» PROVIDED MATERIAL:
--------

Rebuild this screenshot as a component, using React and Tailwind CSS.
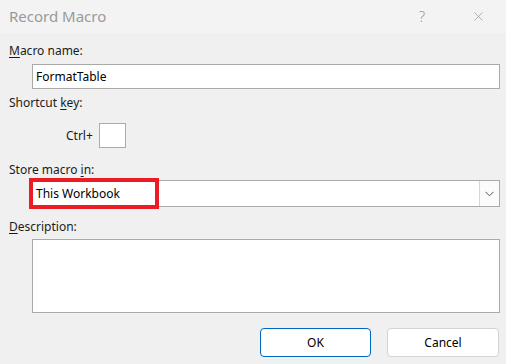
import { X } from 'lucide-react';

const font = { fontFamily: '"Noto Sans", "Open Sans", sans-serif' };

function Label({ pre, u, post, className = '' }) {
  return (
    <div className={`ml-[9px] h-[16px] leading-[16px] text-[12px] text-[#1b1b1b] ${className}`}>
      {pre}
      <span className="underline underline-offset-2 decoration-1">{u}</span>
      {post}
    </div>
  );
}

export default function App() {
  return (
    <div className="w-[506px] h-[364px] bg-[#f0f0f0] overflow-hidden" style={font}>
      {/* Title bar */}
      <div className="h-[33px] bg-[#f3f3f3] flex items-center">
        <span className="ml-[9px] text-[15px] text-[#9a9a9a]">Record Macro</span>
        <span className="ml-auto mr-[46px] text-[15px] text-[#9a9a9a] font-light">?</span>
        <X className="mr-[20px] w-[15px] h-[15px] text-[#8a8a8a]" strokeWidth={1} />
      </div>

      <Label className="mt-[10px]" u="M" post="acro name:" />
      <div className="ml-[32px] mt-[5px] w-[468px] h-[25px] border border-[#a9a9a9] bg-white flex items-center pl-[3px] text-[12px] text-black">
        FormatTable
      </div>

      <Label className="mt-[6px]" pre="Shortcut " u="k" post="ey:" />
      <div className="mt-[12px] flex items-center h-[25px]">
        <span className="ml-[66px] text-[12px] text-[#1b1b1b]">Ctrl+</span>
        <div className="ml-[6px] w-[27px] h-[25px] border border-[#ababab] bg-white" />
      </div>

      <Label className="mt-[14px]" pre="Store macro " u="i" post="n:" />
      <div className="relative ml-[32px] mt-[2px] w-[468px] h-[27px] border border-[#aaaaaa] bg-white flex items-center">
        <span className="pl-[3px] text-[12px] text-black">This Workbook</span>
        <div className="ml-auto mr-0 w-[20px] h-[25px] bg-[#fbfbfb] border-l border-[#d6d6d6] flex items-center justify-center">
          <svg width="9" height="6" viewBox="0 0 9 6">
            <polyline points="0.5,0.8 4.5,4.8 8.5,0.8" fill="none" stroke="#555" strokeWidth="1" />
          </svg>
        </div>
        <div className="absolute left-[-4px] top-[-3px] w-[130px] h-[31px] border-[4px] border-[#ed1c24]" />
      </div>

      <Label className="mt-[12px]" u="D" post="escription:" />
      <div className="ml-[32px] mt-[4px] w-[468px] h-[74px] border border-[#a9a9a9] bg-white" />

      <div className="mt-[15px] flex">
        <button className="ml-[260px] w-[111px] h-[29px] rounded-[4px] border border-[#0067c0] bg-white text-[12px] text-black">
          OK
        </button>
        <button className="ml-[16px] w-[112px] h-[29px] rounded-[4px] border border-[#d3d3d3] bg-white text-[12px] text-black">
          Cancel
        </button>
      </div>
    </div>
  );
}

--------

» GOAL:
Transcribe the full listing above exactly as it stands, minus the pictures.

» RESPONSE TO THE EXERCISE:
Rebuild this screenshot as a component, using React and Tailwind CSS.
import { X } from 'lucide-react';

const font = { fontFamily: '"Noto Sans", "Open Sans", sans-serif' };

function Label({ pre, u, post, className = '' }) {
  return (
    <div className={`ml-[9px] h-[16px] leading-[16px] text-[12px] text-[#1b1b1b] ${className}`}>
      {pre}
      <span className="underline underline-offset-2 decoration-1">{u}</span>
      {post}
    </div>
  );
}

export default function App() {
  return (
    <div className="w-[506px] h-[364px] bg-[#f0f0f0] overflow-hidden" style={font}>
      {/* Title bar */}
      <div className="h-[33px] bg-[#f3f3f3] flex items-center">
        <span className="ml-[9px] text-[15px] text-[#9a9a9a]">Record Macro</span>
        <span className="ml-auto mr-[46px] text-[15px] text-[#9a9a9a] font-light">?</span>
        <X className="mr-[20px] w-[15px] h-[15px] text-[#8a8a8a]" strokeWidth={1} />
      </div>

      <Label className="mt-[10px]" u="M" post="acro name:" />
      <div className="ml-[32px] mt-[5px] w-[468px] h-[25px] border border-[#a9a9a9] bg-white flex items-center pl-[3px] text-[12px] text-black">
        FormatTable
      </div>

      <Label className="mt-[6px]" pre="Shortcut " u="k" post="ey:" />
      <div className="mt-[12px] flex items-center h-[25px]">
        <span className="ml-[66px] text-[12px] text-[#1b1b1b]">Ctrl+</span>
        <div className="ml-[6px] w-[27px] h-[25px] border border-[#ababab] bg-white" />
      </div>

      <Label className="mt-[14px]" pre="Store macro " u="i" post="n:" />
      <div className="relative ml-[32px] mt-[2px] w-[468px] h-[27px] border border-[#aaaaaa] bg-white flex items-center">
        <span className="pl-[3px] text-[12px] text-black">This Workbook</span>
        <div className="ml-auto mr-0 w-[20px] h-[25px] bg-[#fbfbfb] border-l border-[#d6d6d6] flex items-center justify-center">
          <svg width="9" height="6" viewBox="0 0 9 6">
            <polyline points="0.5,0.8 4.5,4.8 8.5,0.8" fill="none" stroke="#555" strokeWidth="1" />
          </svg>
        </div>
        <div className="absolute left-[-4px] top-[-3px] w-[130px] h-[31px] border-[4px] border-[#ed1c24]" />
      </div>

      <Label className="mt-[12px]" u="D" post="escription:" />
      <div className="ml-[32px] mt-[4px] w-[468px] h-[74px] border border-[#a9a9a9] bg-white" />

      <div className="mt-[15px] flex">
        <button className="ml-[260px] w-[111px] h-[29px] rounded-[4px] border border-[#0067c0] bg-white text-[12px] text-black">
          OK
        </button>
        <button className="ml-[16px] w-[112px] h-[29px] rounded-[4px] border border-[#d3d3d3] bg-white text-[12px] text-black">
          Cancel
        </button>
      </div>
    </div>
  );
}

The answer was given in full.